## What is being asked
Please output every line of the material as it stands, without the pictures.

□ □ □ □ □

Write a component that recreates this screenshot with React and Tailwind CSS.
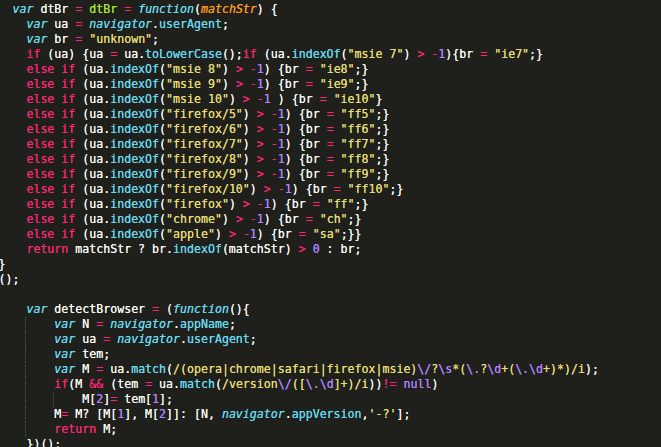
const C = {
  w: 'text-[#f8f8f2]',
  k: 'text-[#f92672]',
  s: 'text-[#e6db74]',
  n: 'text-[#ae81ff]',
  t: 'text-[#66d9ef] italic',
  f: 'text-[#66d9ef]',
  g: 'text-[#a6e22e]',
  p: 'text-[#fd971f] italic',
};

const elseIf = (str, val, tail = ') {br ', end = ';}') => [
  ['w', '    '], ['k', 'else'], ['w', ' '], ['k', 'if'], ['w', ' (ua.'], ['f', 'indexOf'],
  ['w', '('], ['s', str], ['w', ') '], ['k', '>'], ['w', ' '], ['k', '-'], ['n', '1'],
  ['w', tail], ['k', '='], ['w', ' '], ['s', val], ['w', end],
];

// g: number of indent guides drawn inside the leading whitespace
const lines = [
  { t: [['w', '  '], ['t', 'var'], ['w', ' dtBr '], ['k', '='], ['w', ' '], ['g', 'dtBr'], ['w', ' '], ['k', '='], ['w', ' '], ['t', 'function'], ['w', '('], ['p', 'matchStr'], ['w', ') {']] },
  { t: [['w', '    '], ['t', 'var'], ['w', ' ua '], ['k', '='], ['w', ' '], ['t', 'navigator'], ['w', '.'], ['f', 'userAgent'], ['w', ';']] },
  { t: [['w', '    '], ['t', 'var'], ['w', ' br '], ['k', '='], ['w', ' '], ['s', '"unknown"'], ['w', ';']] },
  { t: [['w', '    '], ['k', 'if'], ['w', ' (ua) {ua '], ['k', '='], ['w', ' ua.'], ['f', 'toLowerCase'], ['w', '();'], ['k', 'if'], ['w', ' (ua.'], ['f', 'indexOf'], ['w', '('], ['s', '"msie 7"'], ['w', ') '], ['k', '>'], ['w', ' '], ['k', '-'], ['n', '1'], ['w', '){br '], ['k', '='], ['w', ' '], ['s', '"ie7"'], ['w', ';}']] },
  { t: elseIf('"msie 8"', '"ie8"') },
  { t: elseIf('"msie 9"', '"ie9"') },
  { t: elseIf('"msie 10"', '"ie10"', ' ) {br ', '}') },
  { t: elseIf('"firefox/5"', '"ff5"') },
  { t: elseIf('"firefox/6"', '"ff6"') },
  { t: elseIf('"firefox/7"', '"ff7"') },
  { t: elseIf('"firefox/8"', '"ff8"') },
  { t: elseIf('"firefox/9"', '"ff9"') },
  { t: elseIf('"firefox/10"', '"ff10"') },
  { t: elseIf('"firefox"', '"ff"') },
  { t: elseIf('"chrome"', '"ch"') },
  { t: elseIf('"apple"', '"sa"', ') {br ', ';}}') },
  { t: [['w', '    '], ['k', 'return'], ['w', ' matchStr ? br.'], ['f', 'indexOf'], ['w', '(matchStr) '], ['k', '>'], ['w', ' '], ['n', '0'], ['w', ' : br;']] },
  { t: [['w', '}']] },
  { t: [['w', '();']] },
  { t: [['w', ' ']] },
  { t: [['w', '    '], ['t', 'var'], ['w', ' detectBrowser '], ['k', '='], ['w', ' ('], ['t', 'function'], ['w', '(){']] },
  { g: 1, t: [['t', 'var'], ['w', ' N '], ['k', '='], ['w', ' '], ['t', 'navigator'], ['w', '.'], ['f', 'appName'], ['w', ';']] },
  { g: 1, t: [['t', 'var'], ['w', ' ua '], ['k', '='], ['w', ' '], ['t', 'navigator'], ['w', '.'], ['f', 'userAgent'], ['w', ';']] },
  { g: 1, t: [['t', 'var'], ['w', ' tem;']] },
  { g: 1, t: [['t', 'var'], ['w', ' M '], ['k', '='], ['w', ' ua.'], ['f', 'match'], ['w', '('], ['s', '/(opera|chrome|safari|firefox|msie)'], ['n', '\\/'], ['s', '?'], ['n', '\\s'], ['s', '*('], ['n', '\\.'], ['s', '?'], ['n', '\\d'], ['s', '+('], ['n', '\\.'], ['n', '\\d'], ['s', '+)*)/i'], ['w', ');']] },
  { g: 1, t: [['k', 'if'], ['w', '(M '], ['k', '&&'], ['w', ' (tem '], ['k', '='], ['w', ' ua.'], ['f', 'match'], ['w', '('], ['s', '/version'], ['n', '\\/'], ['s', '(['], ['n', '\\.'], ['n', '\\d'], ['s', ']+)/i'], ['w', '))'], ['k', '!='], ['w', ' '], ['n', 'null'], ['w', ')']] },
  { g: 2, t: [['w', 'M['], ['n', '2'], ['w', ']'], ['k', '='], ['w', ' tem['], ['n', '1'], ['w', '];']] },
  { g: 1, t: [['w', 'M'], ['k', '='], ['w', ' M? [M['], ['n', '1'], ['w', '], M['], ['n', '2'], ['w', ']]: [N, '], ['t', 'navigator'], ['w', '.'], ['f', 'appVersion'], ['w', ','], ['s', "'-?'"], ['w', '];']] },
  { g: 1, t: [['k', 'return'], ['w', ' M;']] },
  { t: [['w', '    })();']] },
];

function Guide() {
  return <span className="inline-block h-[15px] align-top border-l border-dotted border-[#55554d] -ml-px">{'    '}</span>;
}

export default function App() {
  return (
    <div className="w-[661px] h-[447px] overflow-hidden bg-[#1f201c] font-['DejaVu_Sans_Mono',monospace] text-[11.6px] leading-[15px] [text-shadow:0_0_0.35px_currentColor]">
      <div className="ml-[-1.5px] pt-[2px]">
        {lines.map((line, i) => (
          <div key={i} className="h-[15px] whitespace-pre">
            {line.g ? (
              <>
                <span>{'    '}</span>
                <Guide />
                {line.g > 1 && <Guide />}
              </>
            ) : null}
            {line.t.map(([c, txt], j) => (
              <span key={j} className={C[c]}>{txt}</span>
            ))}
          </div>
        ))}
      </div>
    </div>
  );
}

□ □ □ □ □

## Response for this exercise
Write a component that recreates this screenshot with React and Tailwind CSS.
const C = {
  w: 'text-[#f8f8f2]',
  k: 'text-[#f92672]',
  s: 'text-[#e6db74]',
  n: 'text-[#ae81ff]',
  t: 'text-[#66d9ef] italic',
  f: 'text-[#66d9ef]',
  g: 'text-[#a6e22e]',
  p: 'text-[#fd971f] italic',
};

const elseIf = (str, val, tail = ') {br ', end = ';}') => [
  ['w', '    '], ['k', 'else'], ['w', ' '], ['k', 'if'], ['w', ' (ua.'], ['f', 'indexOf'],
  ['w', '('], ['s', str], ['w', ') '], ['k', '>'], ['w', ' '], ['k', '-'], ['n', '1'],
  ['w', tail], ['k', '='], ['w', ' '], ['s', val], ['w', end],
];

// g: number of indent guides drawn inside the leading whitespace
const lines = [
  { t: [['w', '  '], ['t', 'var'], ['w', ' dtBr '], ['k', '='], ['w', ' '], ['g', 'dtBr'], ['w', ' '], ['k', '='], ['w', ' '], ['t', 'function'], ['w', '('], ['p', 'matchStr'], ['w', ') {']] },
  { t: [['w', '    '], ['t', 'var'], ['w', ' ua '], ['k', '='], ['w', ' '], ['t', 'navigator'], ['w', '.'], ['f', 'userAgent'], ['w', ';']] },
  { t: [['w', '    '], ['t', 'var'], ['w', ' br '], ['k', '='], ['w', ' '], ['s', '"unknown"'], ['w', ';']] },
  { t: [['w', '    '], ['k', 'if'], ['w', ' (ua) {ua '], ['k', '='], ['w', ' ua.'], ['f', 'toLowerCase'], ['w', '();'], ['k', 'if'], ['w', ' (ua.'], ['f', 'indexOf'], ['w', '('], ['s', '"msie 7"'], ['w', ') '], ['k', '>'], ['w', ' '], ['k', '-'], ['n', '1'], ['w', '){br '], ['k', '='], ['w', ' '], ['s', '"ie7"'], ['w', ';}']] },
  { t: elseIf('"msie 8"', '"ie8"') },
  { t: elseIf('"msie 9"', '"ie9"') },
  { t: elseIf('"msie 10"', '"ie10"', ' ) {br ', '}') },
  { t: elseIf('"firefox/5"', '"ff5"') },
  { t: elseIf('"firefox/6"', '"ff6"') },
  { t: elseIf('"firefox/7"', '"ff7"') },
  { t: elseIf('"firefox/8"', '"ff8"') },
  { t: elseIf('"firefox/9"', '"ff9"') },
  { t: elseIf('"firefox/10"', '"ff10"') },
  { t: elseIf('"firefox"', '"ff"') },
  { t: elseIf('"chrome"', '"ch"') },
  { t: elseIf('"apple"', '"sa"', ') {br ', ';}}') },
  { t: [['w', '    '], ['k', 'return'], ['w', ' matchStr ? br.'], ['f', 'indexOf'], ['w', '(matchStr) '], ['k', '>'], ['w', ' '], ['n', '0'], ['w', ' : br;']] },
  { t: [['w', '}']] },
  { t: [['w', '();']] },
  { t: [['w', ' ']] },
  { t: [['w', '    '], ['t', 'var'], ['w', ' detectBrowser '], ['k', '='], ['w', ' ('], ['t', 'function'], ['w', '(){']] },
  { g: 1, t: [['t', 'var'], ['w', ' N '], ['k', '='], ['w', ' '], ['t', 'navigator'], ['w', '.'], ['f', 'appName'], ['w', ';']] },
  { g: 1, t: [['t', 'var'], ['w', ' ua '], ['k', '='], ['w', ' '], ['t', 'navigator'], ['w', '.'], ['f', 'userAgent'], ['w', ';']] },
  { g: 1, t: [['t', 'var'], ['w', ' tem;']] },
  { g: 1, t: [['t', 'var'], ['w', ' M '], ['k', '='], ['w', ' ua.'], ['f', 'match'], ['w', '('], ['s', '/(opera|chrome|safari|firefox|msie)'], ['n', '\\/'], ['s', '?'], ['n', '\\s'], ['s', '*('], ['n', '\\.'], ['s', '?'], ['n', '\\d'], ['s', '+('], ['n', '\\.'], ['n', '\\d'], ['s', '+)*)/i'], ['w', ');']] },
  { g: 1, t: [['k', 'if'], ['w', '(M '], ['k', '&&'], ['w', ' (tem '], ['k', '='], ['w', ' ua.'], ['f', 'match'], ['w', '('], ['s', '/version'], ['n', '\\/'], ['s', '(['], ['n', '\\.'], ['n', '\\d'], ['s', ']+)/i'], ['w', '))'], ['k', '!='], ['w', ' '], ['n', 'null'], ['w', ')']] },
  { g: 2, t: [['w', 'M['], ['n', '2'], ['w', ']'], ['k', '='], ['w', ' tem['], ['n', '1'], ['w', '];']] },
  { g: 1, t: [['w', 'M'], ['k', '='], ['w', ' M? [M['], ['n', '1'], ['w', '], M['], ['n', '2'], ['w', ']]: [N, '], ['t', 'navigator'], ['w', '.'], ['f', 'appVersion'], ['w', ','], ['s', "'-?'"], ['w', '];']] },
  { g: 1, t: [['k', 'return'], ['w', ' M;']] },
  { t: [['w', '    })();']] },
];

function Guide() {
  return <span className="inline-block h-[15px] align-top border-l border-dotted border-[#55554d] -ml-px">{'    '}</span>;
}

export default function App() {
  return (
    <div className="w-[661px] h-[447px] overflow-hidden bg-[#1f201c] font-['DejaVu_Sans_Mono',monospace] text-[11.6px] leading-[15px] [text-shadow:0_0_0.35px_currentColor]">
      <div className="ml-[-1.5px] pt-[2px]">
        {lines.map((line, i) => (
          <div key={i} className="h-[15px] whitespace-pre">
            {line.g ? (
              <>
                <span>{'    '}</span>
                <Guide />
                {line.g > 1 && <Guide />}
              </>
            ) : null}
            {line.t.map(([c, txt], j) => (
              <span key={j} className={C[c]}>{txt}</span>
            ))}
          </div>
        ))}
      </div>
    </div>
  );
}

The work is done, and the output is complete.